Un guappo violento e prepotente si aggira per l’Inghilterra. Dio salvi il re, e tutti i suoi successori, e tutti i pretendenti al trono, perché Riccardo la Corona la vuole per sé, Sacra e Unita. Brutto, untuoso, deforme non per muovere a disgusto ma per chiederci come sia possibile che il potere passi attraverso l’orrore fisico e morale e trionfi indisturbato. Quasi simpatico.
Un Riccardo Terzo dalla battuta pronta quello di Oscar De Summa, un intrattenitore da crociera, un narcisista che alza l’asta dell’ambizione personale per mettere alla prova la fragile follia femminile. Pubbliche virtù di giustizia e di candida morale, vizi privati, meccanismi inspiegabili che fanno di un gobbo e storpio, di un tappo dal riporto d’asfalto un irresistibile tombeur de femmes. Potere fascino popolarità, tutti elementi di un personal branding che è già l’orrore che stiamo vivendo, di una miseria umana che vuole tutto subito esponendosi senza alcuna vergogna e ottenendo nulla.
Riccardo III e Le Regine, andato in scena venerdì 3 febbraio al Teatro Comunale Laura Betti di Casalecchio di Reno (BO), parte dalle tecniche della Neuro Programmazione Linguistica, per stessa ammissione dell’autore e protagonista De Summa. Riccardo usa insomma i trucchi dei ciarlatani, la persuasione dei venditori di pentole e materassi per conquistare un regno. Sembra incredibile, ma è così. Chi potrebbe mai dire che un uomo dall’aria ripugnante possa prendere in scacco un Paese grazie alla sua capacità di convincere, alla sua determinazione che lo rende più uno scienziato sociale che un imprenditore del potere. E le vittime preferite sono le donne, cavie da laboratorio sottoposte a riflessi pavloviani dei sentimenti, dell’eros, della psicologia.

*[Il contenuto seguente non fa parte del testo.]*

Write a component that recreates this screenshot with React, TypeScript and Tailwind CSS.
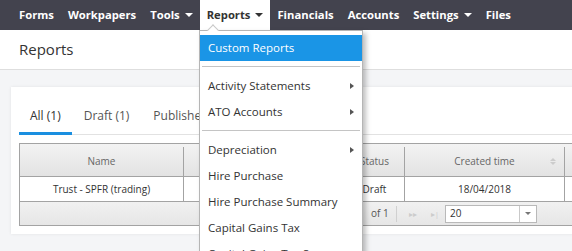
import React from "react";

const navItems = [
  { label: "Forms" },
  { label: "Workpapers" },
  { label: "Tools", caret: true },
  { label: "Reports", caret: true, active: true },
  { label: "Financials" },
  { label: "Accounts" },
  { label: "Settings", caret: true },
  { label: "Files" },
];

type MenuItem = { label: string; sub?: boolean; active?: boolean } | "divider";

const menuItems: MenuItem[] = [
  { label: "Custom Reports", active: true },
  "divider",
  { label: "Activity Statements", sub: true },
  { label: "ATO Accounts", sub: true },
  "divider",
  { label: "Depreciation", sub: true },
  { label: "Hire Purchase" },
  { label: "Hire Purchase Summary" },
  { label: "Capital Gains Tax" },
  { label: "Capital Gains Tax Summary" },
];

function Caret({ dark }: { dark?: boolean }) {
  return (
    <span
      className={`ml-[5px] inline-block h-0 w-0 border-x-[4px] border-t-[4px] border-x-transparent ${
        dark ? "border-t-[#333]" : "border-t-white"
      }`}
    />
  );
}

function ReportsMenu() {
  return (
    <div className="absolute left-[199px] top-[30px] z-20 w-[164px] border border-[#b5b5b5] bg-white pt-[4px] shadow-[3px_3px_5px_rgba(0,0,0,0.25)]">
      {/* little pointer */}
      <div className="absolute -top-[5px] left-[9px] h-[8px] w-[8px] rotate-45 border-l border-t border-[#c8c8c8] bg-white" />
      {menuItems.map((item, idx) =>
        item === "divider" ? (
          <div key={idx} className="mx-[2px] mb-[6px] mt-[5px] h-px bg-[#c4c4c4]" />
        ) : (
          <div
            key={idx}
            className={`relative flex h-[26px] items-center pl-[8px] text-[11.5px] ${
              item.active ? "bg-[#1a95e6] text-white" : "text-[#333]"
            }`}
          >
            {item.label}
            {item.sub && (
              <span className="absolute right-[8px] h-0 w-0 border-y-[3.5px] border-l-[4px] border-y-transparent border-l-[#555]" />
            )}
          </div>
        )
      )}
    </div>
  );
}

export default function App() {
  return (
    <div
      className="relative h-[251px] w-full overflow-hidden bg-[#f4f5f7]"
      style={{ fontFamily: '"Open Sans", "Liberation Sans", sans-serif' }}
    >
      {/* top navigation */}
      <nav className="flex h-[30px] items-stretch bg-[#43434e] pl-[12px]">
        {navItems.map((n) => (
          <div
            key={n.label}
            className={`flex items-center px-[7px] text-[11.25px] font-bold ${
              n.active ? "bg-white text-[#333]" : "text-white"
            }`}
          >
            {n.label}
            {n.caret && <Caret dark={n.active} />}
          </div>
        ))}
      </nav>
      <ReportsMenu />

      {/* page header */}
      <div className="flex h-[40px] items-center border-b border-[#dedede] bg-white pl-[19px]">
        <h1 className="text-[15px] text-[#333]">Reports</h1>
      </div>

      {/* card */}
      <div className="ml-[11px] mt-[17px] w-[700px] bg-white px-[8px] pb-[8px] pt-[20px] shadow-[0_0_3px_rgba(0,0,0,0.08)]">
        <div className="flex border-b border-[#e2e2e2] text-[12px]">
          <div className="-mb-px border-b-[3px] border-[#1a8fe0] px-[11px] pb-[7px] leading-[18px] text-[#333]">
            All (1)
          </div>
          <div className="-mb-px border-b-[3px] border-transparent px-[12px] pb-[7px] leading-[18px] text-[#555]">
            Draft (1)
          </div>
          <div className="-mb-px border-b-[3px] border-transparent px-[12px] pb-[7px] leading-[18px] text-[#555]">
            Published (0)
          </div>
        </div>

        <div className="mt-[8px] border border-[#a3a3a3] text-[10px]">
          {/* header */}
          <div className="flex h-[33px] border-b border-[#a3a3a3] bg-gradient-to-b from-[#f3f3f3] to-[#e3e3e3] pt-[3px] text-[#666]">
            <div className="flex w-[164px] items-center justify-center border-r border-[#a3a3a3]">Name</div>
            <div className="flex w-[161px] items-center justify-center border-r border-[#a3a3a3]">Template</div>
            <div className="flex w-[60px] items-center justify-center border-r border-[#a3a3a3]">Status</div>
            <div className="relative flex w-[160px] items-center justify-center border-r border-[#a3a3a3]">
              Created time
              <span className="absolute right-[8px] flex flex-col gap-[1px]">
                <span className="h-0 w-0 border-x-[3px] border-b-[3px] border-x-transparent border-b-[#ccc]" />
                <span className="h-0 w-0 border-x-[3px] border-t-[3px] border-x-transparent border-t-[#ccc]" />
              </span>
            </div>
            <div className="flex-1" />
          </div>
          {/* row */}
          <div className="flex h-[25px] border-b border-[#a3a3a3] text-[#333]">
            <div className="flex w-[164px] items-center justify-center border-r border-[#a3a3a3]">Trust - SPFR (trading)</div>
            <div className="flex w-[161px] items-center justify-center border-r border-[#a3a3a3]">Trust</div>
            <div className="flex w-[60px] items-center justify-center border-r border-[#a3a3a3]">Draft</div>
            <div className="flex w-[160px] items-center justify-center border-r border-[#a3a3a3]">18/04/2018</div>
            <div className="flex-1" />
          </div>
          {/* pager */}
          <div className="flex h-[23px] items-center bg-gradient-to-b from-[#f1f1f1] to-[#e6e6e6] pl-[351px] text-[#555]">
            <span>of 1</span>
            <span className="ml-[7px] h-[16px] w-px bg-[#d0d0d0]" />
            <span className="ml-[12px] text-[8px] text-[#ccc]">▸▸</span>
            <span className="ml-[14px] text-[8px] text-[#ccc]">▸|</span>
            <div className="ml-[6px] flex h-[18px] w-[92px] items-stretch border border-[#b9b9b9] bg-white text-[#333]">
              <span className="flex flex-1 items-center pl-[4px]">20</span>
              <span className="flex w-[17px] items-center justify-center border-l border-[#c9c9c9]">
                <span className="h-0 w-0 border-x-[3px] border-t-[3px] border-x-transparent border-t-[#777]" />
              </span>
            </div>
          </div>
        </div>
      </div>
    </div>
  );
}
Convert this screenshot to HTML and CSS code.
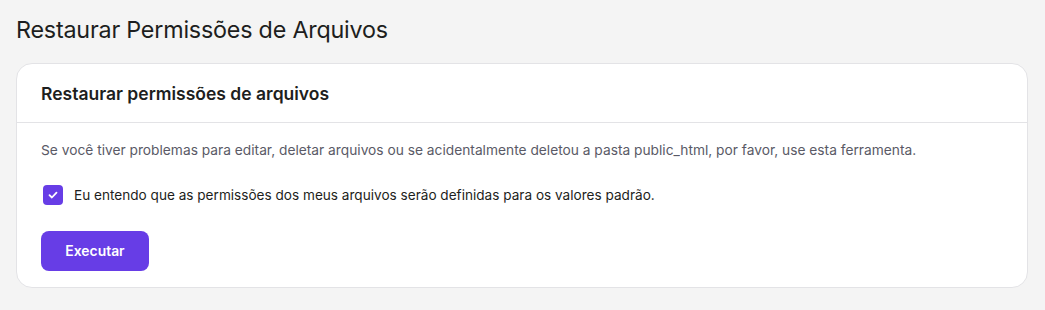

Nessuno ne esce bene, per primi noi che dal pubblico raccogliamo le rivelazioni di Riccardo Terzo, narratore consapevole, che ci spiega con una voce che carezza le tecniche per abbindolare, e noi a verificarne curiosi come scimmie l’efficacia sul palco. Sperando di poter ripetere a casa il viscido trucco.